Несколько бокалов вина возбудили Ленина, и он стал говорить непозволительно громко, размахивая руками.
Вдруг откуда-то появился полицейский и потребовал наши документы. Ленин весь как-то съежился, побелел и полез в карман. Я проделал то же.
Полицейский внимательно рассмотрел наши документы и вернул обратно.
- Прошу не кричать, - сказал он на прощанье и на несколько секунд задержал свой пристальный, колючий взгляд на лице Ленина.
Крупская надеялась, что переезд в Париж, смена места проживания будет способствовать улучшению здоровья Владимира Ильича, более того Маняша там могла продолжить свое образование в Сорбонне.
В Париж все семейство двинулось в середине декабре 1908 г. Сняв себе маленькую комнатку на бульваре Сен-Мишель, поблизости от Сорбонны, Мария Ильинична поспешила в университет. Занятия уже давно начались, она записалась на второй семестр. Товарищи помогали подыскать квартиру для Владимира Ильича с семьей. «Квартира была нанята на краю города, - писала в воспоминаниях Крупская - около самого городского вала, на одной из прилегающих к Авеню д'0рлеан улиц, на улице Бонье, недалеко от парка Монсури. Квартира была большая, светлая и даже с зеркалами над каминами (это было особенностью новых домов). Была там комната для моей матери, для Марии Ильиничны, которая приехала в это время в Париж, в Сорбонну, учиться языку, наша комната с Владимиром Ильичом и приемная.
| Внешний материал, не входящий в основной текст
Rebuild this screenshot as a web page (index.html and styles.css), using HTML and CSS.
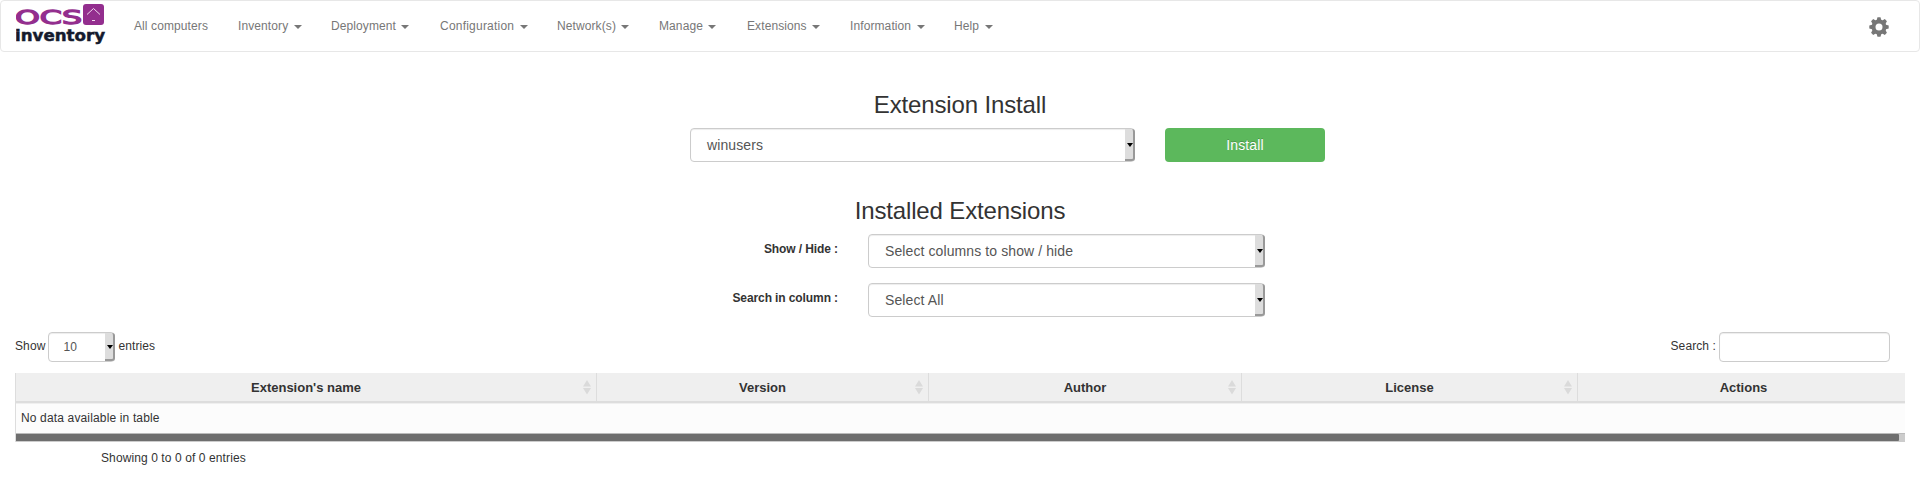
FILE: index.html
```html
<!DOCTYPE html>
<html lang="en">
<head>
<meta charset="utf-8">
<title>OCS Inventory</title>
<link rel="stylesheet" href="styles.css">
</head>
<body>
<nav class="navbar">
  <svg class="logo" width="90" height="44" viewBox="0 0 90 44" role="img" aria-label="OCS inventory">
    <text class="logo-ocs" x="-1" y="23" textLength="67" lengthAdjust="spacingAndGlyphs">OCS</text>
    <rect x="67" y="3" width="21" height="21" rx="3" fill="#932e8e"/>
    <path d="M71 13.500 77.500 7.500 84 13.500M76 19.500h3" fill="none" stroke="#f0d8ef" stroke-width="1"/>
    <text class="logo-inv" x="-1" y="39.500" textLength="90" lengthAdjust="spacingAndGlyphs">inventory</text>
  </svg>
  <ul class="menu">
    <li>All computers</li>
    <li>Inventory <span class="caret"></span></li>
    <li>Deployment <span class="caret"></span></li>
    <li class="spaced">Configuration <span class="caret"></span></li>
    <li>Network(s) <span class="caret"></span></li>
    <li>Manage <span class="caret"></span></li>
    <li>Extensions <span class="caret"></span></li>
    <li>Information <span class="caret"></span></li>
    <li>Help <span class="caret"></span></li>
  </ul>
  <svg class="gear" width="20" height="20" viewBox="-10 -10 20 20">
    <g fill="#777">
      <g id="teeth"><path id="t" d="M-2.600-6-1.500-9.700h3L2.600-6V6L1.500 9.700h-3L-2.600 6z"/><use href="#t" transform="rotate(90)"/></g>
      <use href="#teeth" transform="rotate(45)"/>
      <circle r="7.400"/>
    </g>
    <circle r="3.500" fill="#fff"/>
  </svg>
</nav>
<main>
  <h3 class="title-install">Extension Install</h3>
  <div class="install-row">
    <div class="select select-ext"><span>winusers</span><i class="drop"></i></div>
    <button class="btn">Install</button>
  </div>
  <h3 class="title-installed">Installed Extensions</h3>
  <div class="filter"><label>Show / Hide :</label><div class="select select-col"><span>Select columns to show / hide</span><i class="drop"></i></div></div>
  <div class="filter"><label>Search in column :</label><div class="select select-col"><span>Select All</span><i class="drop"></i></div></div>
  <div class="controls">
    <div class="length">Show <div class="select select-len"><span>10</span><i class="drop"></i></div> entries</div>
    <div class="search">Search : <input type="text" class="search-input"></div>
  </div>
  <div class="table">
    <div class="thead">
      <div class="th">Extension's name<svg class="sort" width="8" height="14"><path d="M0 6.500 4 0 8 6.500zM0 8 4 14.500 8 8z"/></svg></div>
      <div class="th">Version<svg class="sort" width="8" height="14"><path d="M0 6.500 4 0 8 6.500zM0 8 4 14.500 8 8z"/></svg></div>
      <div class="th">Author<svg class="sort" width="8" height="14"><path d="M0 6.500 4 0 8 6.500zM0 8 4 14.500 8 8z"/></svg></div>
      <div class="th">License<svg class="sort" width="8" height="14"><path d="M0 6.500 4 0 8 6.500zM0 8 4 14.500 8 8z"/></svg></div>
      <div class="th">Actions</div>
    </div>
    <div class="empty">No data available in table</div>
    <div class="scroll"><div class="thumb"></div></div>
  </div>
  <p class="info">Showing 0 to 0 of 0 entries</p>
</main>
</body>
</html>
```
FILE: styles.css
```css
* { box-sizing: border-box; }
body { margin: 0; background: #fff; color: #333; font: 12px/20px "Liberation Sans", Arial, sans-serif; letter-spacing: .1px; overflow: hidden; }
.navbar { display: flex; height: 52px; border: 1px solid #e7e7e7; border-radius: 4px; padding-left: 15px; }
.logo { flex: none; letter-spacing: 0; }
.logo-ocs { font: 19.500px "DejaVu Sans", sans-serif; fill: #932e8e; stroke: #932e8e; stroke-width: 1.300px; }
.logo-inv { font: bold 16px "DejaVu Sans", sans-serif; fill: #151a2d; stroke: #151a2d; stroke-width: .5px; }
.menu { display: grid; grid-template-columns: 104px 93px 109px 117px 102px 88px 103px 104px 70px; margin: 0; padding: 0 0 0 13px; list-style: none; color: #777; }
.menu li { padding: 15px 0 15px 15px; white-space: nowrap; }
.menu .spaced { letter-spacing: .22px; }
.caret { display: inline-block; width: 0; height: 0; margin-left: 2px; vertical-align: middle; border-top: 4px solid; border-right: 4px solid transparent; border-left: 4px solid transparent; }
.gear { margin: 16px 30px 0 auto; }
h3 { margin: 0; font-weight: 500; font-size: 24px; line-height: 26px; text-align: center; letter-spacing: -.14px; }
.title-install { padding-top: 40px; }
.install-row { display: flex; gap: 30px; margin: 10px 0 0 690px; }
.select { display: flex; justify-content: space-between; height: 34px; border: 1px solid #ccc; border-radius: 4px; background: #fff; color: #555; font-size: 14px; line-height: 32px; padding-left: 16px; box-shadow: inset 0 1px 1px rgba(0,0,0,.075); }
.select-ext { width: 445px; }
.select-col { width: 397px; }
.drop { display: flex; align-items: center; justify-content: center; width: 10px; margin-right: -1px; background: #ddd; border-right: 2px solid #999; border-bottom: 2px solid #999; border-radius: 0 3px 3px 0; padding: 2px 0 0 1px; }
.drop::before { content: ""; border-top: 4px solid #000; border-left: 3px solid transparent; border-right: 3px solid transparent; }
.btn { width: 160px; height: 34px; border: 0; border-radius: 4px; background: #5cb85c; color: #fff; font: 14px/20px "Liberation Sans", Arial, sans-serif; letter-spacing: .1px; padding: 0; text-shadow: 0 -1px 0 rgba(0,0,0,.2); }
.title-installed { padding-top: 36px; margin-bottom: 10px; }
.filter { display: flex; gap: 30px; margin-bottom: 15px; }
.filter label { width: 838px; padding-top: 5px; text-align: right; font-weight: bold; letter-spacing: -.1px; }
.controls { display: flex; justify-content: space-between; height: 41px; padding: 0 30px 0 15px; }
.length, .search { display: flex; height: 30px; line-height: 28px; gap: 3px; }
.select-len { width: 67px; height: 30px; padding-left: 14px; font-size: 12px; line-height: 29px; }
.search-input { width: 171px; height: 30px; border: 1px solid #ccc; border-radius: 4px; box-shadow: inset 0 1px 1px rgba(0,0,0,.075); }
.table { margin: 0 15px; overflow: hidden; border-left: 1px solid #ddd; }
.thead { display: grid; grid-template-columns: 581px 332px 313px 336px 332px; height: 31px; background: linear-gradient(#efefef 28px, #ddd 28px, #ddd 30px, #efefef 30px); }
.th { position: relative; height: 30px; border-right: 1px solid #ddd; text-align: center; font-size: 13px; font-weight: bold; line-height: 29px; letter-spacing: 0; }
.sort { position: absolute; right: 5px; top: 7px; fill: #dadada; overflow: visible; }
.empty { height: 29px; padding-left: 5px; background: #fcfcfc; line-height: 29px; letter-spacing: .15px; }
.scroll { height: 9px; border-top: 1px solid #bbb; border-bottom: 1px solid #ccc; background: #ccc; }
.thumb { width: 1883px; height: 7px; background: #6e6e6e; border-radius: 0 1px 1px 0; }
.info { margin: 6px 0 0 101px; }
```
Но эта довольно шикарная квартира весьма мало соответствовала нашему жизненному укладу и нашей привезенной из Женевы "мебели". Надо было видеть, с каким презрением глядела консьержка на наши белые столы, простые стулья и табуретки. В нашей "приемной" стояла лишь пара стульев да маленький столик, было неуютно до крайности.